Yesterday I responded to an analysis of Ehud Olmert's reaction to the Saudi peacemaking summit by suggesting that it was an act of deliberate malice, rather than the recklessness that is often attributed to him. This morning I read Paul Cummins' Truthdig essay on the sorry state of education in the United States; and, again, I could not help but wonder if this was another instance of deliberate malice. There used to be a Web page (which I can no longer find) of an address that sociology professor Neil Ramsey gave to the Senior Banquet where he taught, Virginia Wesleyan College. What I remember most about this address was the hypothesis he raised that a liberal education can free the mind of “fear, superstition, and pettiness.” Now, at the risk of being pegged for a conspiracy theorist, I would dare to suggest that such an act of freeing the mind is precisely the opposite of what the current Administration wants. Consider each of those items:
- 9/11 has elevated fear to the primary currency in what now passes for discourse.

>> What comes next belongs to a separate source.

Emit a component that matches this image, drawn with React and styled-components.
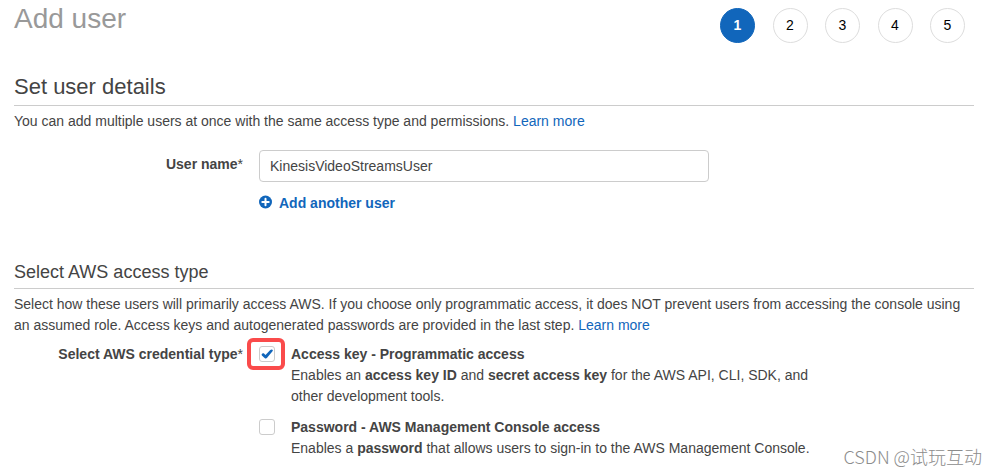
import React, { useState } from 'react';
import styled, { createGlobalStyle } from 'styled-components';

const GlobalStyle = createGlobalStyle`
	* {
		box-sizing: border-box;
	}
	body {
		margin: 0;
		background: #fff;
		color: #444;
		font-family: "Liberation Sans", Arial, sans-serif;
		font-size: 14px;
		line-height: 21px;
	}
`;

const Page = styled.main`
	position: relative;
	padding: 0 23px 16px 14px;
`;

const Header = styled.header`
	display: flex;
	justify-content: space-between;
	align-items: flex-start;
	margin-bottom: 30px;
`;

const Title = styled.h1`
	margin: 0;
	color: #999;
	font-size: 28px;
	font-weight: normal;
	line-height: 38px;
`;

const Steps = styled.ol`
	display: flex;
	justify-content: space-between;
	width: 245px;
	margin: 8px 9px 0 0;
	padding: 0;
	list-style: none;
`;

const Step = styled.li`
	display: flex;
	align-items: center;
	justify-content: center;
	width: 35px;
	height: 35px;
	border: 1px solid ${props => (props.$active ? '#16b' : '#ddd')};
	border-radius: 50%;
	background: ${props => (props.$active ? '#16b' : '#fff')};
	color: ${props => (props.$active ? '#fff' : '#000')};
	font-weight: ${props => (props.$active ? 'bold' : 'normal')};
`;

const Section = styled.section`
	& + & {
		margin-top: 47px;
	}
`;

const SectionTitle = styled.h2`
	margin: 0 0 5px;
	padding-bottom: 4px;
	border-bottom: 1px solid #ccc;
	font-size: 22px;
	font-weight: normal;
	line-height: 28px;
`;

const SubsectionTitle = styled(SectionTitle)`
	padding-bottom: 5px;
	font-size: 18px;
	line-height: 22px;
`;

const Description = styled.p`
	margin: 0;
`;

const Link = styled.a`
	color: #16b;
	text-decoration: none;
	&:hover {
		text-decoration: underline;
	}
`;

const FormRow = styled.div`
	display: grid;
	grid-template-columns: 229px minmax(0, 1fr);
	column-gap: 16px;
	margin-top: ${props => props.$space};
`;

const FieldLabel = styled.label`
	padding-top: ${props => (props.$input ? '4px' : '0')};
	font-weight: bold;
	text-align: right;
`;

const Required = styled.span`
	font-weight: normal;
`;

const TextInput = styled.input`
	display: block;
	width: 100%;
	max-width: 450px;
	height: 32px;
	padding: 0 10px;
	border: 1px solid #ccc;
	border-radius: 4px;
	background: #fff;
	color: #444;
	font: inherit;
`;

const AddButton = styled.button`
	display: flex;
	align-items: flex-start;
	gap: 6px;
	margin-top: 11px;
	padding: 0;
	border: 0;
	background: none;
	color: #16b;
	font: inherit;
	font-weight: bold;
	cursor: pointer;
	svg {
		margin-top: 2px;
	}
`;

const Options = styled.div`
	display: flex;
	flex-direction: column;
	gap: 10px;
	max-width: 560px;
`;

const Option = styled.div`
	display: flex;
	align-items: flex-start;
	gap: 16px;
`;

const CheckBox = styled.span`
	position: relative;
	flex: none;
	width: 16px;
	height: 16px;
	margin-top: 2px;
	color: #16b;
	svg {
		position: absolute;
		top: 2px;
		left: 2px;
		pointer-events: none;
	}
`;

const CheckInput = styled.input`
	display: block;
	width: 16px;
	height: 16px;
	margin: 0;
	border: 1px solid #ccc;
	border-radius: 3px;
	background: #fff;
	appearance: none;
`;

const Highlight = styled.span`
	position: absolute;
	inset: -8px -10px -8px -12px;
	border: 4px solid #fa4b4b;
	border-radius: 6px;
	pointer-events: none;
`;

const OptionLabel = styled.label`
	display: block;
	font-weight: bold;
`;

const Watermark = styled.div`
	position: absolute;
	right: 15px;
	bottom: 6px;
	color: #8c8c8c;
	font-family: "Noto Sans CJK SC", sans-serif;
	font-size: 18px;
	font-weight: 300;
	line-height: 26px;
`;

function PlusIcon() {
	return (
		<svg width="14" height="14" viewBox="0 0 14 14" aria-hidden="true">
			<circle cx="6.5" cy="7" r="6.5" fill="currentColor" />
			<path d="M6.5 3.8v6.4M3.3 7h6.4" stroke="#fff" strokeWidth="2" strokeLinecap="round" />
		</svg>
	);
}

function CheckIcon() {
	return (
		<svg width="12" height="12" viewBox="0 0 12 12" aria-hidden="true">
			<path
				d="M.7 6.3C1.2 5.2 2.3 5 3 5.6l1.5 1.3L9 2.2c1-.9 2.4-.9 2.8-.1.2.5-.1.9-.5 1.4L6.1 9.8c-.7.9-1.8.9-2.5.1L.9 7.4C.6 7.1.5 6.7.7 6.3z"
				fill="currentColor"
			/>
		</svg>
	);
}

function CredentialOption({ id, title, defaultChecked = false, highlighted = false, children }) {
	const [checked, setChecked] = useState(defaultChecked);
	return (
		<Option>
			<CheckBox>
				<CheckInput
					id={id}
					type="checkbox"
					checked={checked}
					onChange={e => setChecked(e.target.checked)}
				/>
				{checked && <CheckIcon />}
				{highlighted && <Highlight />}
			</CheckBox>
			<div>
				<OptionLabel htmlFor={id}>{title}</OptionLabel>
				<Description>{children}</Description>
			</div>
		</Option>
	);
}

export default function App() {
	const [userName, setUserName] = useState('KinesisVideoStreamsUser');
	return (
		<>
			<GlobalStyle />
			<Page>
				<Header>
					<Title>Add user</Title>
					<Steps>
						{[1, 2, 3, 4, 5].map(step => (
							<Step key={step} $active={step === 1}>
								{step}
							</Step>
						))}
					</Steps>
				</Header>
				<Section>
					<SectionTitle>Set user details</SectionTitle>
					<Description>
						You can add multiple users at once with the same access type and permissions.{' '}
						<Link href="#users">Learn more</Link>
					</Description>
					<FormRow $space="18px">
						<FieldLabel htmlFor="user-name" $input>
							User name<Required>*</Required>
						</FieldLabel>
						<div>
							<TextInput
								id="user-name"
								type="text"
								value={userName}
								onChange={e => setUserName(e.target.value)}
							/>
							<AddButton type="button">
								<PlusIcon />
								Add another user
							</AddButton>
						</div>
					</FormRow>
				</Section>
				<Section>
					<SubsectionTitle>Select AWS access type</SubsectionTitle>
					<Description>
						Select how these users will primarily access AWS. If you choose only programmatic access, it
						does NOT prevent users from accessing the console using an assumed role. Access keys and
						autogenerated passwords are provided in the last step. <Link href="#access">Learn more</Link>
					</Description>
					<FormRow $space="8px" role="group" aria-labelledby="credential-type">
						<FieldLabel as="div" id="credential-type">
							Select AWS credential type<Required>*</Required>
						</FieldLabel>
						<Options>
							<CredentialOption
								id="access-key"
								title="Access key - Programmatic access"
								defaultChecked
								highlighted
							>
								Enables an <b>access key ID</b> and <b>secret access key</b> for the AWS API, CLI, SDK,
								and other development tools.
							</CredentialOption>
							<CredentialOption id="password" title="Password - AWS Management Console access">
								Enables a <b>password</b> that allows users to sign-in to the AWS Management Console.
							</CredentialOption>
						</Options>
					</FormRow>
				</Section>
				<Watermark>CSDN @试玩互动</Watermark>
			</Page>
		</>
	);
}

- "Faith-based reasoning" is nothing more than a postmodern euphemism for "superstition."
- Now that the tables are turning, we are finding more and more pettiness in the language invoked by the White House in the face of questions of accountability and (in the case of the current congressional fact-finding mission to Syria) the examination of policy.
One of the recurring themes in Dilbert is that of the project that, from its inception, has been designed to fail. Has our government decided that education reform is such a project; and, if so, was that decision made out of clumsy recklessness (as we tend to assume) or deliberate malice?